Department of Biomedical Engineering, University of Virginia, Charlottesville, Virginia 22908

Correspondence: Address reprint requests to William H. Guilford, Dept. of Biomedical Engineering, PO Box 800759, MR5, 1111 415 Lane Road, University of Virginia, Charlottesville, VA 22908. Tel.: 434-924-9908; Fax: 434-982-3870; E-mail: whg2n{at}virginia.edu.

L-selectin-mediated leukocyte rolling has been proposed to require a high rate of bond formation compared to that of P-selectin to compensate for its much higher off-rate. To test this hypothesis, a microbead system was utilized to measure relative L-selectin and P-selectin bond formation rates on their common ligand P-selectin glycoprotein ligand-1 (PSGL-1) under shear flow. Using video microscopy, we tracked selectin-coated microbeads to detect the formation frequency of adhesive tether bonds.
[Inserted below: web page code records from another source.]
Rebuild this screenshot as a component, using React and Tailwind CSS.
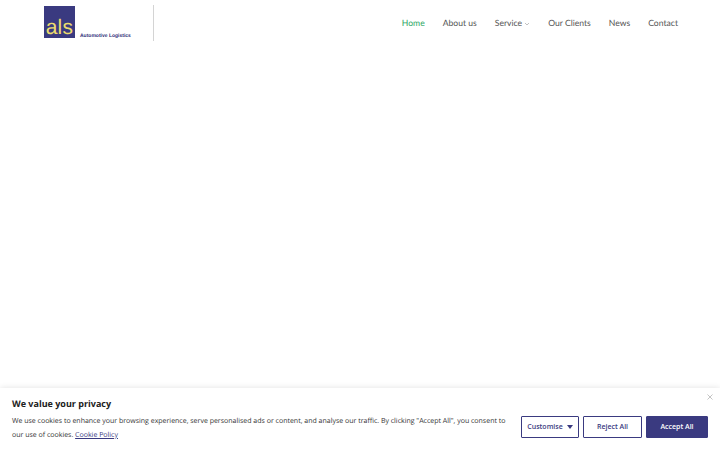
import React from "react";

const nav = [
  ["Home", "text-[#2fa866]"],
  ["About us", "text-[#555555]"],
  ["Service", "text-[#555555]"],
  ["Our Clients", "text-[#555555]"],
  ["News", "text-[#555555]"],
  ["Contact", "text-[#555555]"],
];

export default function App() {
  return (
    <div className="relative h-[450px] w-[720px] overflow-hidden bg-white font-['Open_Sans',sans-serif] [text-rendering:geometricPrecision]">
      <header className="flex h-[46px] items-start pl-[44px] pr-[42px] pt-[5px]">
        <div className="flex h-[36px] w-[110px] items-start border-r border-[#d4d4d4]">
          <div className="mt-[1px] flex h-[32px] w-[31px] items-end justify-center bg-[#3a3a80] font-['Liberation_Sans',sans-serif] text-[21px] leading-[21px] tracking-[0.3px] text-[#ecdc6e]">
            als
          </div>
          <div className="ml-[5px] mt-[28px] whitespace-nowrap font-['Liberation_Sans',sans-serif] text-[5px] font-bold leading-[6px] text-[#2f2f78]">
            Automotive Logistics
          </div>
        </div>
        <nav className="ml-auto mt-[12px] flex items-center gap-[18px] font-['Lato',sans-serif] text-[8.6px] leading-[13px]">
          {nav.map(([label, color]) => (
            <span key={label} className={`flex items-center gap-[2px] ${color}`}>
              {label}
              {label === "Service" && (
                <svg width="6" height="6" viewBox="0 0 6 6" fill="none" stroke="#999999" strokeWidth="0.6">
                  <path d="M1 2l2 2 2-2" />
                </svg>
              )}
            </span>
          ))}
        </nav>
      </header>
      <div className="absolute bottom-0 left-0 right-0 h-[62px] bg-white px-[12px] pt-[9px] shadow-[0_0_6px_rgba(0,0,0,0.12)]">
        <h2 className="text-[9px] font-bold leading-[14px] text-[#212121]">We value your privacy</h2>
        <div className="mt-[4px] flex items-start">
          <p className="w-[498px] text-[7px] leading-[13.5px] text-[#333333]">
            We use cookies to enhance your browsing experience, serve personalised ads or content, and analyse our traffic. By clicking "Accept All", you consent to our use of cookies.{" "}
            <a className="text-[#3a3a80] underline">Cookie Policy</a>
          </p>
          <div className="ml-[11px] mt-[1px] flex gap-[4px] text-[7px] font-semibold">
            <button className="flex h-[22px] w-[58px] items-center justify-center gap-[4px] rounded-[1px] border border-[#3a3a80] text-[#3a3a80]">
              Customise
              <svg width="6" height="4" viewBox="0 0 6 4" fill="#3a3a80"><path d="M0 0h6L3 4z" /></svg>
            </button>
            <button className="h-[22px] w-[59px] rounded-[1px] border border-[#3a3a80] text-[#3a3a80]">Reject All</button>
            <button className="h-[22px] w-[62px] rounded-[1px] border border-[#3a3a80] bg-[#3a3a80] text-white">Accept All</button>
          </div>
        </div>
        <svg className="absolute right-[7px] top-[6px]" width="6" height="6" viewBox="0 0 6 6" stroke="#aaaaaa" strokeWidth="0.7">
          <path d="M0.5 0.5l5 5M5.5 0.5l-5 5" />
        </svg>
      </div>
    </div>
  );
}
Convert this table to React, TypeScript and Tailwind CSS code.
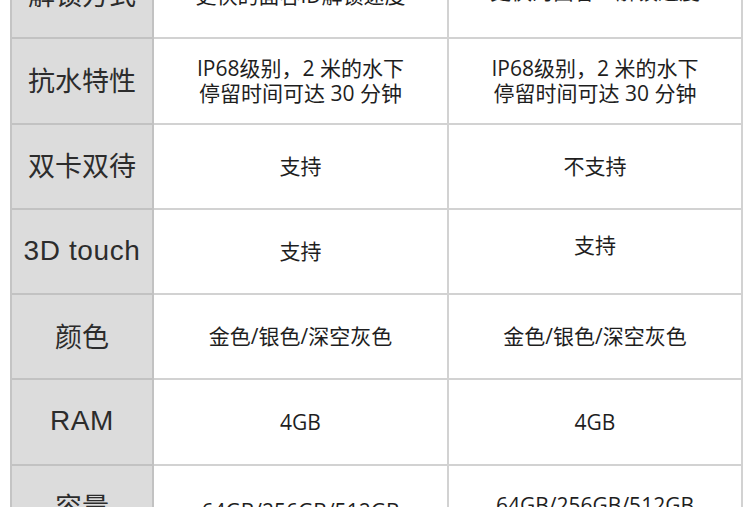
import React from 'react';

type Row = {
  label: string;
  latin?: boolean;
  a: string[];
  b: string[];
  aShift?: string;
  bShift?: string;
};

const rows: Row[] = [
  { label: '解锁方式', a: ['更快的面容ID解锁速度'], b: ['更快的面容ID解锁速度'], bShift: 'pb-[8px]' },
  { label: '抗水特性', a: ['IP68级别，2 米的水下', '停留时间可达 30 分钟'], b: ['IP68级别，2 米的水下', '停留时间可达 30 分钟'] },
  { label: '双卡双待', a: ['支持'], b: ['不支持'] },
  { label: '3D touch', latin: true, a: ['支持'], b: ['支持'], bShift: 'pb-[12px]' },
  { label: '颜色', a: ['金色/银色/深空灰色'], b: ['金色/银色/深空灰色'] },
  { label: 'RAM', latin: true, a: ['4GB'], b: ['4GB'] },
  { label: '容量', a: ['64GB/256GB/512GB'], b: ['64GB/256GB/512GB'], aShift: 'pt-[8px]', bShift: 'pb-[4px]' },
];

const Cell = ({ lines, shift = '' }: { lines: string[]; shift?: string }) => (
  <div
    className={`flex flex-col items-center justify-center border-b-2 border-r-2 border-[#d2d2d2] bg-white text-[21px] leading-[25px] text-[#1e1e1e] ${shift}`}
    style={{ fontFamily: '"Open Sans", "Noto Sans CJK SC", sans-serif' }}
  >
    {lines.map((l, i) => (
      <span key={i}>{l}</span>
    ))}
  </div>
);

export default function App() {
  return (
    <div className="h-[507px] w-[750px] overflow-hidden bg-white">
      <div className="ml-[10px] mt-[-46px] grid w-[733px] grid-cols-[142px_295px_294px] border-l-2 border-[#c4c4c4]">
        {rows.map((r) => (
          <React.Fragment key={r.label}>
            <div
              className={`flex h-[85.3px] items-center justify-center border-b-2 border-r-2 border-[#c2c2c2] bg-[#dcdcdc] pb-[2px] text-[#2c2c2c] ${
                r.latin ? 'text-[28px] tracking-[0.6px]' : 'text-[27px]'
              }`}
              style={{
                fontFamily: r.latin
                  ? '"Liberation Sans", "Noto Sans CJK SC", sans-serif'
                  : '"Noto Sans CJK SC", sans-serif',
              }}
            >
              {r.label}
            </div>
            <Cell lines={r.a} shift={r.aShift} />
            <Cell lines={r.b} shift={r.bShift} />
          </React.Fragment>
        ))}
      </div>
    </div>
  );
}
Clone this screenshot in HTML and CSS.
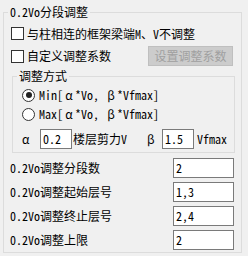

From velocity distributions of noninteracting and interacting microbeads, we observed that tether bond formation rates for P-selectin on PSGL-1 decreased with increasing wall shear stress, from 0.14 ± 0.04 bonds/µm at 0.2 dyn/cm² to 0.014 ± 0.003 bonds/µm at 1.0 dyn/cm². In contrast, L-selectin tether bond formation increased from 0.017 ± 0.005 bonds/µm at 0.2 dyn/cm² to 0.031 ± 0.005 bonds/µm at 1.0 dyn/cm². L-selectin tether bond formation rates appeared to be enhanced by convective transport, whereas P-selectin rates were inhibited. The transition force for the L-selectin catch-slip transition of 44 pN/bond agreed well with theoretical models (Pereverzev et al. 2005. Biophys. J. 89:1446-1454). Despite catch bond behavior, hydrodymanic shear thresholding was not detected with L-selectin beads rolling on PSGL-1. We speculate that shear flow generated compressive forces may enhance L-selectin bond formation relative to that of P-selectin and that L-selectin bonds with PSGL-1 may be tuned for the compressive forces characteristic of leukocyte-leukocyte collisions during secondary capture on the blood vessel wall. This is the first report, to our knowledge, comparing L-selectin and P-selectin bond formation frequencies in shear flow.